「フィール・ヤング」誌上で「ハッピー・ファミリー」を連載している作者の、短篇作品を集めたもの。「ハッピー・ファミリー」が、ある程度「連載漫画の型」にはまってしまい、どことなく懐かしさを感じさせる作品になってしまっているのに対して、この作品集に収録されている作品は、鋭い問題意識に彩られ、非常に読み応えのあるものになっている。
この作品集の中で顕著に現れるのは、近未来のモチーフである。子どもたちが性欲を失ってしまった未来。臓器提供用に「飼育される」クローン人間たちの生きる未来。人間に絶対服従するアンドロイドのいる未来。作品中で近未来であると明示されているため、一見するとこうしたことは単なる純粋な想像力の産物であるように感じられる。しかし、ことはそう簡単ではない。ここで描かれていることは「すでに起こりつつある」ことなのだ。
オハナシに共通して描かれているのは現代の不安である。セックスと心が別の次元に分裂する傾向が強まっている現在、「愛」は可能なのか(吉本隆明)。「後期(晩期)資本主義」の徹底的な進行の中、身体さえも機械の如く売り買いされてしまうのではないか。「メディア化」(中野収)が進むなか、コミュニケーションの量は増えるものの、拠って立つ次元のあまりの多様化によって、コミュニケーションの不確実性も同時に増えているのではないか。そうした不安が描かれているのである。 こうした不安は、三原においては解決されることはなく、ほとんどは悲しい結末を迎える。三原は、不安を、良質で、かつ切ない、悲劇として描いている。現代の、最良の部類に属する悲劇作家。
それを支えているのが、きわめて達者で、硬質な描線である。上条敦士の流れを汲んでいるであろう、ナイフで切り裂いたような鋭い描線は、読み手に強いインパクトを与え、そしてオハナシの悲劇性を強化している。
現代の不安をえぐりだし、描線のナイフで切り刻む三原ミツカズは、一見パンクのようにみえるが/パンクのようなスタンスを提示しているが、実は上手にオハナシを紡ぎ出すことのできる吟遊詩人のような存在だ。「見者(Voyer)」ではなく、語り部。そして彼女は闇へ向かう。心の中の闇へと。(「テッサの鉄の檻」参照)
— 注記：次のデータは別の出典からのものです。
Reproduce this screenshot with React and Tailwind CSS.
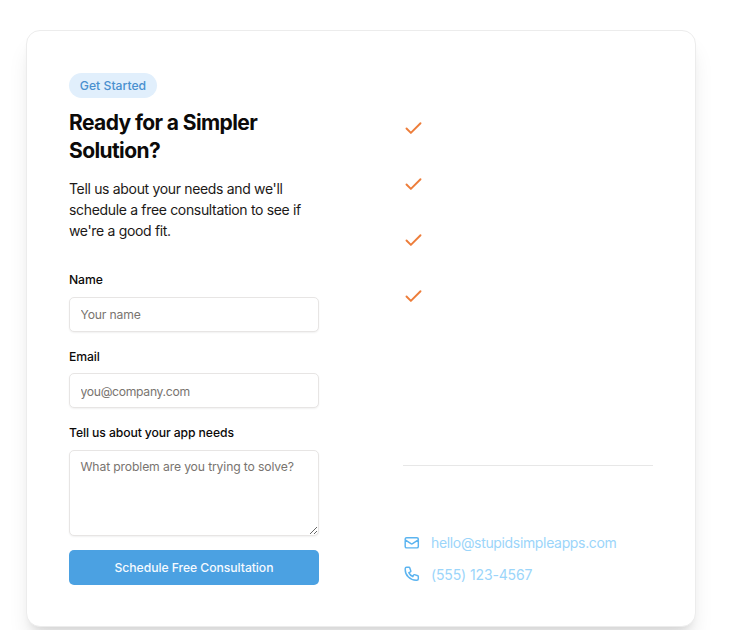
import { Check } from 'lucide-react';

const fieldClass =
  'block w-full rounded-[5px] border border-[#e7e5e4] bg-white px-[10.5px] text-[12.2px] text-[#1c1917] shadow-[0_1px_2px_rgba(0,0,0,0.06)] outline-none placeholder:text-[#79746f]';

function OutlineIcon({ d }) {
  return (
    <svg
      viewBox="0 0 24 24"
      className="size-[17.5px] shrink-0 text-[#5bb4f0]"
      fill="none"
      stroke="currentColor"
      strokeWidth="2"
      strokeLinecap="round"
      strokeLinejoin="round"
    >
      <path d={d} />
    </svg>
  );
}

const mailPath =
  'M3 8l7.89 5.26a2 2 0 002.22 0L21 8M5 19h14a2 2 0 002-2V7a2 2 0 00-2-2H5a2 2 0 00-2 2v10a2 2 0 002 2z';
const phonePath =
  'M3 5a2 2 0 012-2h3.28a1 1 0 01.948.684l1.498 4.493a1 1 0 01-.502 1.21l-2.257 1.13a11.042 11.042 0 005.516 5.516l1.13-2.257a1 1 0 011.21-.502l4.493 1.498a1 1 0 01.684.949V19a2 2 0 01-2 2h-1C9.716 21 3 14.284 3 6V5z';

function Field({ id, label, children }) {
  return (
    <div>
      <label htmlFor={id} className="block h-[25.7px] text-[12.2px] leading-[18px] font-medium tracking-[-0.1px] text-[#0c0a09]">
        {label}
      </label>
      {children}
    </div>
  );
}

export default function App() {
  return (
    <div
      className="h-[630px] overflow-hidden bg-white pt-[30px] pl-[26px] text-[#0c0a09] antialiased"
      style={{ fontFamily: 'Inter, "Liberation Sans", sans-serif' }}
    >
      <section className="grid h-[597px] w-[670px] grid-cols-2 gap-[84px] rounded-[14px] border border-[#ececec] bg-white px-[42px] pt-[42px] shadow-[0_17px_22px_-4px_rgba(0,0,0,0.1),0_7px_9px_-5px_rgba(0,0,0,0.1)]">
        <div>
          <div className="flex h-[25px] w-[88px] items-center justify-center rounded-full bg-[#e1effc] pt-px text-[12.2px] font-medium text-[#4a90cf]">
            Get Started
          </div>
          <h2 className="mt-[11px] text-[21px] leading-[28px] font-bold tracking-[-0.6px]">
            Ready for a Simpler Solution?
          </h2>
          <p className="mt-[13px] text-[14px] leading-[21px] tracking-[-0.33px] text-[#1c1917]">
            Tell us about your needs and we'll schedule a free consultation to see if we're a good fit.
          </p>
          <form className="mt-[30px]" onSubmit={(e) => e.preventDefault()}>
            <div className="flex flex-col gap-4">
              <Field id="name" label="Name">
                <input id="name" placeholder="Your name" className={`${fieldClass} h-[35px] tracking-[-0.18px]`} />
              </Field>
              <Field id="email" label="Email">
                <input id="email" placeholder="you@company.com" className={`${fieldClass} h-[35px] pt-px tracking-[-0.32px]`} />
              </Field>
              <Field id="needs" label="Tell us about your app needs">
                <textarea
                  id="needs"
                  placeholder="What problem are you trying to solve?"
                  className={`${fieldClass} h-[86px] resize-y py-[7px] leading-[18px] tracking-[-0.14px]`}
                />
              </Field>
            </div>
            <button className="mt-[14px] flex h-[35px] w-full items-center justify-center rounded-[5px] bg-[#4ba1e2] pt-px text-[12.2px] font-medium tracking-[-0.06px] text-[#f5faff]">
              Schedule Free Consultation
            </button>
          </form>
        </div>
        <div className="pt-[45px]">
          <ul className="flex flex-col gap-[35px] text-[#ed7d3a]">
            {[0, 1, 2, 3].map((n) => (
              <li key={n} className="h-[21px]">
                <Check size={21} strokeWidth={2.2} />
              </li>
            ))}
          </ul>
          <div className="mt-[158px] border-t border-[#e7e7e7] pt-[66px] text-[14px] leading-[21px] text-[#9bd5fa]">
            <div className="flex items-center gap-[10.5px]">
              <OutlineIcon d={mailPath} />
              <span className="tracking-[-0.34px]">hello@stupidsimpleapps.com</span>
            </div>
            <div className="mt-[10.5px] flex items-center gap-[10.5px]">
              <OutlineIcon d={phonePath} />
              <span className="tracking-[-0.13px]">(555) 123-4567</span>
            </div>
          </div>
        </div>
      </section>
    </div>
  );
}
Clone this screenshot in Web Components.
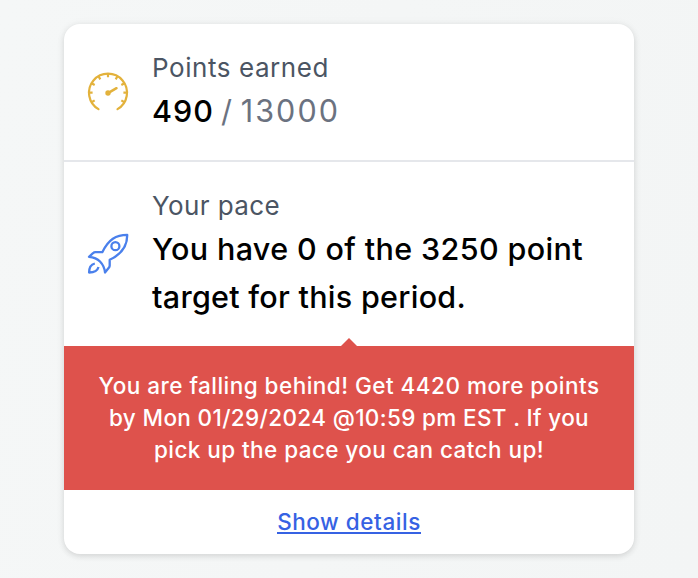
<!DOCTYPE html>
<html lang="en">
<head>
<meta charset="utf-8">
<title>Points</title>
<style>
  body {
    margin: 0;
    min-height: 578px;
    box-sizing: border-box;
    padding: 24px 64px;
    background: linear-gradient(100deg, #f5f7f7, #f3f5f5);
    font-family: Inter, "Liberation Sans", sans-serif;
    color: #000;
  }
</style>
</head>
<body>
<points-card>
  <stat-row label="Points earned">
    <gauge-icon slot="icon"></gauge-icon>
    <text-line width="62" weight="500">490</text-line>
    <text-line width="119" style="color: #6b7280; margin-left: 7px; word-spacing: -4px">/ 13000</text-line>
  </stat-row>
  <stat-row label="Your pace">
    <rocket-icon slot="icon"></rocket-icon>
    <text-line width="431" weight="500">You have 0 of the 3250 point</text-line>
    <text-line width="314" weight="500">target for this period.</text-line>
  </stat-row>
  <pace-alert>
    <text-line width="501">You are falling behind! Get 4420 more points</text-line>
    <text-line width="480">by Mon 01/29/2024 @10:59 pm EST . If you</text-line>
    <text-line width="390">pick up the pace you can catch up!</text-line>
  </pace-alert>
  <details-link slot="footer">Show details</details-link>
</points-card>

<script>
class PointsCard extends HTMLElement {
    constructor() {
        super();
        this.attachShadow({ mode: "open" });
    }

    connectedCallback() {
        this.shadowRoot.innerHTML = `
        <style>
          :host {
            display: block;
            height: 530px;
            border-radius: 16px;
            background: #fff;
            box-shadow: 0 2px 6px rgba(0, 0, 0, .13), 0 0 12px rgba(0, 0, 0, .03);
            overflow: hidden;
          }
          ::slotted(stat-row:first-of-type) {
            border-bottom: 2px solid #e5e7eb;
          }
        </style>
        <slot></slot>
        <slot name="footer"></slot>
      `;
    }
}

class StatRow extends HTMLElement {
    constructor() {
        super();
        this.attachShadow({ mode: "open" });
    }

    connectedCallback() {
        const width = this.getAttribute("label") === "Your pace" ? 128 : 177;

        this.shadowRoot.innerHTML = `
        <style>
          :host {
            display: flex;
            align-items: center;
            gap: 24px;
            padding: 24px;
          }
          .icon {
            display: flex;
            flex: none;
            width: 40px;
          }
          .label {
            height: 40px;
            line-height: 40px;
            font-size: 26px;
            color: #4b5563;
          }
          .value {
            display: flex;
            flex-wrap: wrap;
            margin: -1px 0 1px;
            font-size: 30.5px;
            line-height: 48px;
          }
        </style>
        <div class="icon"><slot name="icon"></slot></div>
        <div>
          <div class="label"><text-line width="${width}">${this.getAttribute("label")}</text-line></div>
          <div class="value"><slot></slot></div>
        </div>
      `;
    }
}

/* One line of text, tracked so that it fills the given width */
class TextLine extends HTMLElement {
    constructor() {
        super();
        this.attachShadow({ mode: "open" });
    }

    connectedCallback() {
        this.shadowRoot.innerHTML = `
        <style>
          :host {
            display: block;
            width: ${this.getAttribute("width")}px;
            font-weight: ${this.getAttribute("weight") || "inherit"};
            white-space: nowrap;
          }
          span {
            display: inline-block;
          }
        </style>
        <span><slot></slot></span>
      `;
        requestAnimationFrame(() => this.fit());
        this.fit();
    }

    fit() {
        const span = this.shadowRoot.querySelector("span");
        const count = this.textContent.trim().length;

        span.style.letterSpacing = "0";
        const natural = span.getBoundingClientRect().width;
        if (!natural || !count) return;
        span.style.letterSpacing = (this.getAttribute("width") - natural) / count + "px";
    }
}

class PaceAlert extends HTMLElement {
    constructor() {
        super();
        this.attachShadow({ mode: "open" });
    }

    connectedCallback() {
        this.shadowRoot.innerHTML = `
        <style>
          :host {
            position: relative;
            display: flex;
            flex-direction: column;
            align-items: center;
            padding: 24px;
            background: #de524c;
            color: #fff;
            font-size: 22.5px;
            font-weight: 500;
            line-height: 32px;
          }
          .arrow {
            position: absolute;
            top: -8px;
            left: 50%;
            margin-left: -9px;
            width: 18px;
            height: 9px;
            background: #de524c;
            clip-path: polygon(50% 0, 100% 100%, 0 100%);
          }
        </style>
        <div class="arrow"></div>
        <slot></slot>
      `;
    }
}

class DetailsLink extends HTMLElement {
    constructor() {
        super();
        this.attachShadow({ mode: "open" });
    }

    connectedCallback() {
        this.shadowRoot.innerHTML = `
        <style>
          :host {
            display: flex;
            justify-content: center;
            align-items: center;
            height: 64px;
            font-size: 22.5px;
            font-weight: 500;
          }
          a {
            color: #3662e3;
            line-height: 26px;
            letter-spacing: .55px;
            text-decoration: none;
            border-bottom: 2px solid #3662e3;
            height: 23px;
            margin-bottom: 1px;
          }
        </style>
        <a href="#"><slot></slot></a>
      `;
    }
}

class GaugeIcon extends HTMLElement {
    constructor() {
        super();
        this.attachShadow({ mode: "open" });
    }

    connectedCallback() {
        let ticks = [-120, -90, -60, -30, 0, 30, 60, 90, 120]
            .map((deg) => `<path d="M20 1v3.6" transform="rotate(${deg} 20 20)"/>`)
            .join("");

        this.shadowRoot.innerHTML = `
        <style>
          :host { display: block; height: 40px; }
          svg { display: block; overflow: visible; }
        </style>
        <svg width="40" height="40" viewBox="0 -0.700 40 40" fill="none" stroke="#e3b23c" stroke-width="2.2">
          <path d="M10.500 36.400A19 19 0 1 1 29.500 36.400" stroke-linecap="round"/>
          ${ticks}
          <path d="M20 20.500L28.500 15.500" stroke-width="2.500" stroke-linecap="round"/>
          <circle cx="20" cy="20.300" r="2.700" fill="#e3b23c" stroke="none"/>
        </svg>
      `;
    }
}

class RocketIcon extends HTMLElement {
    constructor() {
        super();
        this.attachShadow({ mode: "open" });
    }

    connectedCallback() {
        this.shadowRoot.innerHTML = `
        <style>
          :host { display: block; height: 40px; }
          svg { display: block; overflow: visible; }
        </style>
        <svg width="40" height="40" viewBox="0 0 40 40" fill="none" stroke="#4a80ec" stroke-width="2.300" stroke-linejoin="round">
          <path d="M39.200 .8C28 .8 20.500 5.500 14.300 18.200H7.500Q6 18.200 5 19.200L1 22.800C5.500 23.200 9 24.300 12 27.500C15 30.600 16.600 34 17 38.500L20.800 33.800Q21.700 32.800 21.700 31.500V25.800C34 20 39.500 12 39.200 .8Z"/>
          <circle cx="27.400" cy="12.200" r="4"/>
          <path d="M6.800 29.500C2.500 30.500 1.100 33 1.100 38.500C6.500 38.500 9.500 37 10.500 33"/>
        </svg>
      `;
    }
}

customElements.define("text-line", TextLine);
customElements.define("points-card", PointsCard);
customElements.define("stat-row", StatRow);
customElements.define("pace-alert", PaceAlert);
customElements.define("details-link", DetailsLink);
customElements.define("gauge-icon", GaugeIcon);
customElements.define("rocket-icon", RocketIcon);
</script>
</body>
</html>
闇の住人、闇の語り手、三原ミツカズ。彼は以前の闇の語り手とは異なったスタンスを持つ。灰野敬二ほどアングラ寄りではなく、寺山修司が持っていたような「土着性」とのつながりは持っていない。一方彼女が持つのは「都市の不安」「資本主義の不安」である。現代の闇の吟遊詩人。注目せよ。